In this article we demonstrate the practical application of standard partial equilibrium, in backward stochastic differential equation (BSDE) framework, to pricing longevity bonds which are essential for functioning of the life market. The market for mortality linked instruments or so-called life market, is experiencing steady progress in its evolution (see Blake et al. (2018)), however, it is regretfully far from reaching its full potential estimated to be of tens of trillions of dollars (see Michaelson and Mulholland (2014)). Highly illiquid and, compared to equity markets, with a relatively very low number of transactions, the life market is comprised of series of negotiated, high monetary value, over-the-counter transactions between few agents that have different risk preferences. To accommodate these realities we demonstrate an application of a partial equilibrium framework for pricing longevity bonds.

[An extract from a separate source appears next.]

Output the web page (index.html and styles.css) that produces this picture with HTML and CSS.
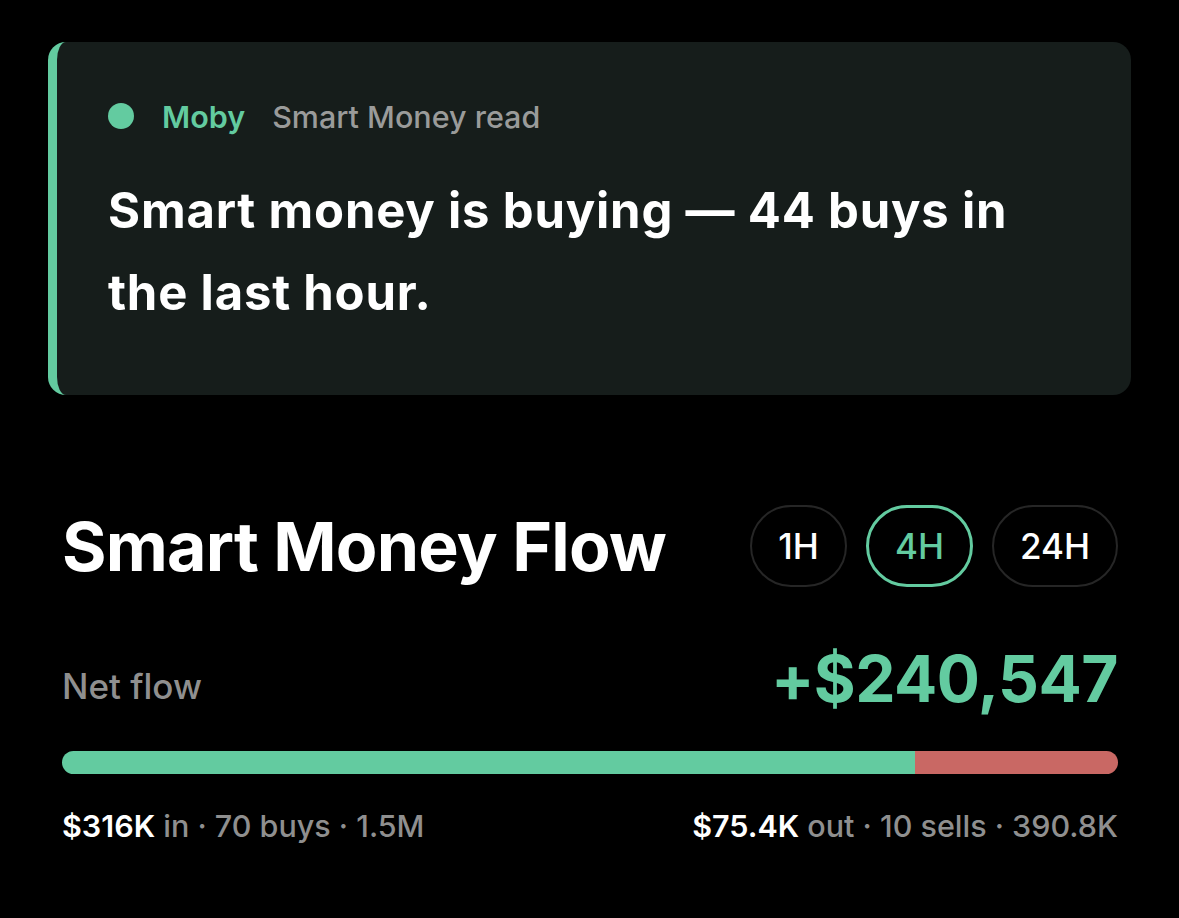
FILE: index.html
```html
<!DOCTYPE html>
<html lang="en">
<head>
<meta charset="utf-8">
<title>Smart Money Flow</title>
<link rel="stylesheet" href="styles.css">
</head>
<body>
<main class="screen">
  <section class="read-card">
    <div class="read-head">
      <span class="dot"></span>
      <span class="brand">Moby</span>
      <span class="read-label">Smart Money read</span>
    </div>
    <p class="read-text">Smart money is buying — 44 buys in the last hour.</p>
  </section>

  <section class="flow">
    <div class="flow-head">
      <h1 class="flow-title">Smart Money Flow</h1>
      <div class="ranges">
        <button class="range">1H</button>
        <button class="range active">4H</button>
        <button class="range">24H</button>
      </div>
    </div>

    <div class="net-row">
      <span class="net-label">Net flow</span>
      <span class="net-value">+$240,547</span>
    </div>

    <div class="bar">
      <div class="bar-in" style="width: 80.8%"></div>
      <div class="bar-out"></div>
    </div>

    <div class="stats">
      <span><b>$316K</b> in · 70 buys · 1.5M</span>
      <span><b>$75.4K</b> out · 10 sells · 390.8K</span>
    </div>
  </section>
</main>
</body>
</html>
```

FILE: styles.css
```css
* { box-sizing: border-box; }

html, body {
  margin: 0;
  background: #000;
  color: #fff;
  font-family: Inter, "Noto Sans", sans-serif;
}

.screen {
  width: 1179px;
  height: 918px;
  padding: 42px 48px 0 48px;
}

/* Moby read card */
.read-card {
  background: #161d1b;
  border-left: 9px solid #63cba0;
  border-radius: 18px;
  height: 353px;
  padding: 60px 60px 0 51px;
  display: flex;
  flex-direction: column;
  gap: 40px;
}

.read-head {
  display: flex;
  align-items: center;
  height: 28px;
  font-size: 30.5px;
  font-weight: 600;
}

.dot {
  width: 26px;
  height: 26px;
  border-radius: 50%;
  background: #63cba0;
  margin-right: 28px;
}

.brand { color: #63cba0; margin-right: 27px; }
.read-label { color: #9a9b9a; font-weight: 500; }

.read-text {
  margin: 0;
  max-width: 940px;
  font-size: 49px;
  font-weight: 700;
  line-height: 82px;
  letter-spacing: 0.8px;
}

/* Flow section */
.flow {
  padding: 110px 13px 0 14px;
}

.flow-head {
  display: flex;
  align-items: center;
  justify-content: space-between;
  height: 82px;
}

.flow-title {
  margin: 0;
  font-size: 68px;
  font-weight: 700;
  letter-spacing: -0.8px;
}

.ranges {
  display: flex;
  gap: 19px;
}

.range {
  height: 82px;
  padding: 0 26px;
  border-radius: 41px;
  border: 2px solid #262626;
  background: transparent;
  color: #fff;
  font-family: inherit;
  font-size: 35px;
  font-weight: 500;
}

.range.active {
  border: 3px solid #63cba0;
  color: #63cba0;
}

.net-row {
  display: flex;
  align-items: center;
  justify-content: space-between;
  margin-top: 56px;
  height: 70px;
}

.net-label {
  color: #8f8f8f;
  font-size: 35px;
  font-weight: 500;
  margin-top: 16px;
}

.net-value {
  color: #63cba0;
  font-size: 64px;
  font-weight: 700;
  letter-spacing: -0.5px;
}

.bar {
  display: flex;
  height: 23px;
  margin-top: 38px;
  border-radius: 12px;
  overflow: hidden;
}

.bar-in { background: #63cba0; }
.bar-out { flex: 1; background: #c96864; }

.stats {
  display: flex;
  justify-content: space-between;
  margin-top: 33px;
  font-size: 30.5px;
  font-weight: 500;
  color: #8f8f8f;
}

.stats b { color: #fff; font-weight: 600; }
```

We do this under the assumption of stochastic mortality intensity that affects the income of economic agents who trade in risky financial security and longevity bond to maximize their monetary utilities. Thus, by rooting ourselves in a foundational economic principle, as a practical contribution, we find the endogenous equilibrium bond price which is numerically computed. In a realistic setting of two agents in a transaction, numerical experiments confirm the expected intuition of price dependence on model parameters. As a theoretical contribution, we prove that our longevity bond completes the market.